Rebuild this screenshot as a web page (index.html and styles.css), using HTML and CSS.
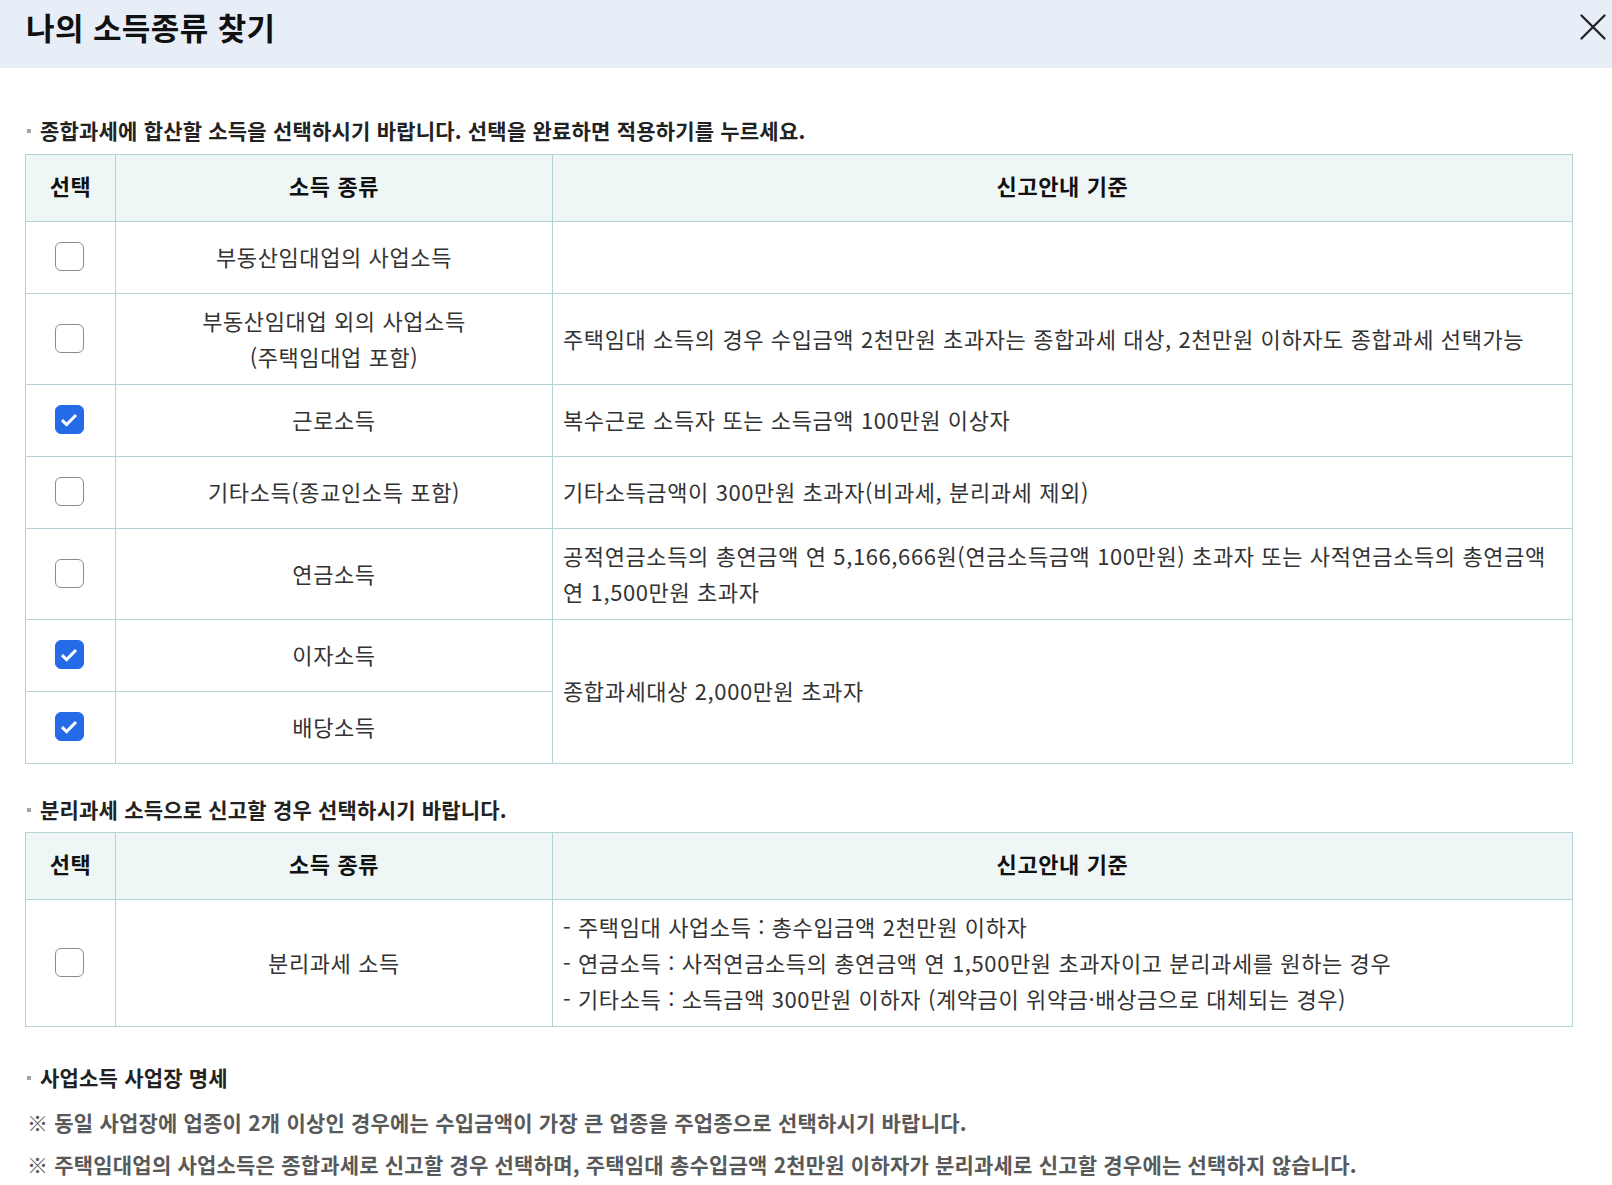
FILE: index.html
```html
<!DOCTYPE html>
<html lang="ko">
<head>
    <meta charset="UTF-8">
    <title>나의 소득종류 찾기</title>

    <link rel="stylesheet" href="styles.css">
</head>
<body>
<div class="modal">
  <div class="modal-head">
    <h1 class="modal-title">나의 소득종류 찾기</h1>
    <button class="modal-close" type="button" aria-label="닫기">
      <svg width="26" height="26" viewBox="0 0 26 26">
        <path d="M1.5 1.5 L24.5 24.5 M24.5 1.5 L1.5 24.5" stroke="#222" stroke-width="2.3" stroke-linecap="round" fill="none"/>
      </svg>
    </button>
  </div>

  <div class="modal-body">
    <p class="section-label">종합과세에 합산할 소득을 선택하시기 바랍니다. 선택을 완료하면 적용하기를 누르세요.</p>
    <table class="income-table">
      <colgroup>
        <col class="col-check">
        <col class="col-type">
        <col>
      </colgroup>
      <thead>
        <tr>
          <th>선택</th>
          <th>소득 종류</th>
          <th>신고안내 기준</th>
        </tr>
      </thead>
      <tbody>
        <tr class="row">
          <td class="cell-check"><span class="check"></span></td>
          <td class="cell-type">부동산임대업의 사업소득</td>
          <td class="cell-desc"></td>
        </tr>
        <tr class="row is--tall">
          <td class="cell-check"><span class="check"></span></td>
          <td class="cell-type">부동산임대업 외의 사업소득<br>(주택임대업 포함)</td>
          <td class="cell-desc">주택임대 소득의 경우 수입금액 2천만원 초과자는 종합과세 대상, 2천만원 이하자도 종합과세 선택가능</td>
        </tr>
        <tr class="row">
          <td class="cell-check"><span class="check is--on"><svg width="18" height="14" viewBox="0 0 18 14"><path d="M2 7.2 L6.6 11.6 L16 2" stroke="#fff" stroke-width="3" fill="none"/></svg></span></td>
          <td class="cell-type">근로소득</td>
          <td class="cell-desc">복수근로 소득자 또는 소득금액 100만원 이상자</td>
        </tr>
        <tr class="row">
          <td class="cell-check"><span class="check"></span></td>
          <td class="cell-type">기타소득(종교인소득 포함)</td>
          <td class="cell-desc">기타소득금액이 300만원 초과자(비과세, 분리과세 제외)</td>
        </tr>
        <tr class="row is--tall">
          <td class="cell-check"><span class="check"></span></td>
          <td class="cell-type">연금소득</td>
          <td class="cell-desc">공적연금소득의 총연금액 연 5,166,666원(연금소득금액 100만원) 초과자 또는 사적연금소득의 총연금액 연 1,500만원 초과자</td>
        </tr>
        <tr class="row">
          <td class="cell-check"><span class="check is--on"><svg width="18" height="14" viewBox="0 0 18 14"><path d="M2 7.2 L6.6 11.6 L16 2" stroke="#fff" stroke-width="3" fill="none"/></svg></span></td>
          <td class="cell-type">이자소득</td>
          <td class="cell-desc" rowspan="2">종합과세대상 2,000만원 초과자</td>
        </tr>
        <tr class="row">
          <td class="cell-check"><span class="check is--on"><svg width="18" height="14" viewBox="0 0 18 14"><path d="M2 7.2 L6.6 11.6 L16 2" stroke="#fff" stroke-width="3" fill="none"/></svg></span></td>
          <td class="cell-type">배당소득</td>
        </tr>
      </tbody>
    </table>

    <p class="section-label is--spaced">분리과세 소득으로 신고할 경우 선택하시기 바랍니다.</p>
    <table class="income-table">
      <colgroup>
        <col class="col-check">
        <col class="col-type">
        <col>
      </colgroup>
      <thead>
        <tr>
          <th>선택</th>
          <th>소득 종류</th>
          <th>신고안내 기준</th>
        </tr>
      </thead>
      <tbody>
        <tr class="row is--list">
          <td class="cell-check"><span class="check"></span></td>
          <td class="cell-type">분리과세 소득</td>
          <td class="cell-desc">
            - 주택임대 사업소득 : 총수입금액 2천만원 이하자<br>
            - 연금소득 : 사적연금소득의 총연금액 연 1,500만원 초과자이고 분리과세를 원하는 경우<br>
            - 기타소득 : 소득금액 300만원 이하자 (계약금이 위약금·배상금으로 대체되는 경우)
          </td>
        </tr>
      </tbody>
    </table>

    <p class="section-label is--last">사업소득 사업장 명세</p>
    <ul class="notes">
      <li>※ 동일 사업장에 업종이 2개 이상인 경우에는 수입금액이 가장 큰 업종을 주업종으로 선택하시기 바랍니다.</li>
      <li>※ 주택임대업의 사업소득은 종합과세로 신고할 경우 선택하며, 주택임대 총수입금액 2천만원 이하자가 분리과세로 신고할 경우에는 선택하지 않습니다.</li>
    </ul>
  </div>
</div>
</body>
</html>
```

FILE: styles.css
```css
body {
  margin: 0;
  padding: 0;
  background: #fff;
  font-family: "Noto Sans CJK KR", "Noto Sans", sans-serif;
  color: #333;
}

.modal {
  width: 1612px;
}

.modal-head {
  display: flex;
  justify-content: space-between;
  align-items: flex-start;
  height: 68px;
  background: #e7eef8;
}

.modal-title {
  margin: 0;
  padding: 7px 0 0 26px;
  font-size: 31px;
  line-height: 40px;
  font-weight: 700;
  letter-spacing: 0.4px;
  color: #111;
}

.modal-close {
  margin: 14px 6px 0 0;
  padding: 0;
  border: 0;
  background: none;
  width: 26px;
  height: 26px;
  line-height: 0;
}

.modal-body {
  padding: 47px 39px 40px 25px;
}

.section-label {
  margin: 0 0 9px 2px;
  font-size: 21px;
  line-height: 30px;
  font-weight: 700;
  letter-spacing: 0.2px;
  color: #222;
}

.section-label::before {
  content: "";
  display: inline-block;
  width: 4px;
  height: 4px;
  margin: 0 9px 0 0;
  background: #a5a5a5;
  vertical-align: 6px;
}

.section-label.is--spaced {
  margin-top: 30px;
  margin-bottom: 8px;
}

.section-label.is--last {
  margin-top: 35px;
  margin-bottom: 0;
}

.income-table {
  width: 100%;
  border-collapse: collapse;
  table-layout: fixed;
  font-size: 22px;
  letter-spacing: 0.6px;
}

.col-check {
  width: 90px;
}

.col-type {
  width: 437px;
}

.income-table th,
.income-table td {
  border: 1px solid #b3d3d6;
  padding: 0 0 3px;
}

.income-table th {
  height: 60px;
  padding-bottom: 6px;
  background: #eef7f6;
  font-weight: 700;
  color: #111;
}

.row td {
  height: 68px;
  line-height: 36px;
}

.row.is--tall td {
  height: 87px;
}

.row.is--list td {
  height: 123px;
}

.cell-check {
  text-align: center;
  padding-right: 3px !important;
}

.cell-type {
  text-align: center;
}

.cell-desc {
  padding: 0 10px 3px !important;
}

.check {
  display: inline-flex;
  align-items: center;
  justify-content: center;
  box-sizing: border-box;
  width: 29px;
  height: 29px;
  border: 1.5px solid #8c8c8c;
  border-radius: 6px;
  background: #fff;
  vertical-align: middle;
  margin-top: -7px;
}

.check.is--on {
  border-color: #256be9;
  background: #256be9;
}

.notes {
  margin: 9px 0 0 2px;
  padding: 0;
  list-style: none;
  font-size: 21px;
  line-height: 42px;
  font-weight: 700;
  letter-spacing: 0.2px;
  color: #595959;
}
```
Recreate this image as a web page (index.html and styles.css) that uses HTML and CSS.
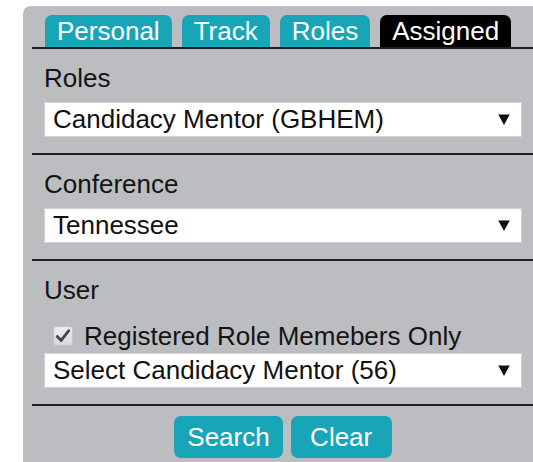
FILE: index.html
```html
<!DOCTYPE html>
<html lang="en">
<head>
<meta charset="utf-8">
<title>Assigned search</title>
<link rel="stylesheet" href="styles.css">
</head>
<body>
  <div class="panel">
    <nav class="tabs">
      <a class="tab" href="#">Personal</a>
      <a class="tab" href="#">Track</a>
      <a class="tab" href="#">Roles</a>
      <a class="tab tab-active" href="#">Assigned</a>
    </nav>

    <section class="field">
      <label class="field-label" for="role">Roles</label>
      <div class="select-wrap">
        <select class="select" id="role">
          <option>Candidacy Mentor (GBHEM)</option>
        </select>
      </div>
    </section>

    <section class="field">
      <label class="field-label" for="conference">Conference</label>
      <div class="select-wrap">
        <select class="select" id="conference">
          <option>Tennessee</option>
        </select>
      </div>
    </section>

    <section class="field">
      <label class="field-label" for="user">User</label>
      <label class="check-row">
        <span class="check-box">
          <svg viewBox="0 0 18 18" width="16" height="16" aria-hidden="true">
            <path d="M2.5 9.5 L7 14 L15.5 3" fill="none" stroke="#474747" stroke-width="3.2" stroke-linecap="round" stroke-linejoin="round"/>
          </svg>
        </span>
        <span class="check-text">Registered Role Memebers Only</span>
      </label>
      <div class="select-wrap select-wrap-tight">
        <select class="select" id="user">
          <option>Select Candidacy Mentor (56)</option>
        </select>
      </div>
    </section>

    <div class="actions">
      <button class="btn" type="button">Search</button>
      <button class="btn" type="button">Clear</button>
    </div>
  </div>
</body>
</html>
```

FILE: styles.css
```css
html, body {
  margin: 0;
  padding: 0;
  background: #ffffff;
}

body {
  font-family: "Liberation Sans", Arial, sans-serif;
  font-size: 26px;
  color: #141414;
}

.panel {
  margin: 6px 0 0 23px;
  padding: 9px 0 0 9px;
  min-height: calc(100vh - 15px);
  background: #bcbdc1;
  border-top-left-radius: 8px;
}

/* tab strip */
.tabs {
  display: flex;
  gap: 10px;
  padding-left: 13px;
  border-bottom: 2px solid #1f1f1f;
}

.tab {
  display: block;
  height: 32px;
  line-height: 32px;
  padding: 0 12px;
  background: #19a5b8;
  color: #ffffff;
  text-decoration: none;
  border-radius: 7px 7px 0 0;
}

.tab-active {
  background: #000000;
}

/* form sections */
.field {
  display: flex;
  flex-direction: column;
  padding: 14px 11px 16px 12px;
  border-bottom: 2px solid #1f1f1f;
}

.field-label {
  line-height: 30px;
  margin-bottom: 9px;
  color: #141414;
}

.select-wrap {
  position: relative;
}

.select-wrap::after {
  content: "";
  position: absolute;
  right: 12px;
  top: 50%;
  width: 12px;
  height: 11px;
  transform: translateY(-50%);
  background: #111111;
  clip-path: polygon(0 0, 100% 0, 50% 100%);
  pointer-events: none;
}

.select {
  display: block;
  width: 100%;
  height: 35px;
  margin: 0;
  padding: 0 0 0 8px;
  border: 1px solid #d2d2d2;
  border-radius: 0;
  background: #ffffff;
  color: #111111;
  font: inherit;
  line-height: 33px;
  -webkit-appearance: none;
  appearance: none;
}

/* checkbox row */
.check-row {
  display: flex;
  align-items: center;
  gap: 11px;
  margin-top: 7px;
  padding-left: 9px;
  line-height: 30px;
}

.check-box {
  display: flex;
  align-items: center;
  justify-content: center;
  width: 18px;
  height: 18px;
  background: linear-gradient(#ececec, #d8d8d8);
  border: 1px solid #c4c4c4;
  border-radius: 3px;
}

.select-wrap-tight {
  margin-top: 2px;
}

/* buttons */
.actions {
  display: flex;
  justify-content: center;
  gap: 8px;
  padding: 10px 11px 0 12px;
}

.btn {
  min-width: 101px;
  height: 42px;
  padding: 0 13px;
  border: none;
  border-radius: 7px;
  background: #19a5b8;
  color: #ffffff;
  font: inherit;
  line-height: 42px;
}
```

━━━━━━

[What to do] Gather all lines with the string "styles" from the data.

[Expected answer]
Rebuild this screenshot as a web page (index.html and styles.css), using HTML and CSS.
    <link rel="stylesheet" href="styles.css">
FILE: styles.css
Recreate this image as a web page (index.html and styles.css) that uses HTML and CSS.
<link rel="stylesheet" href="styles.css">
FILE: styles.css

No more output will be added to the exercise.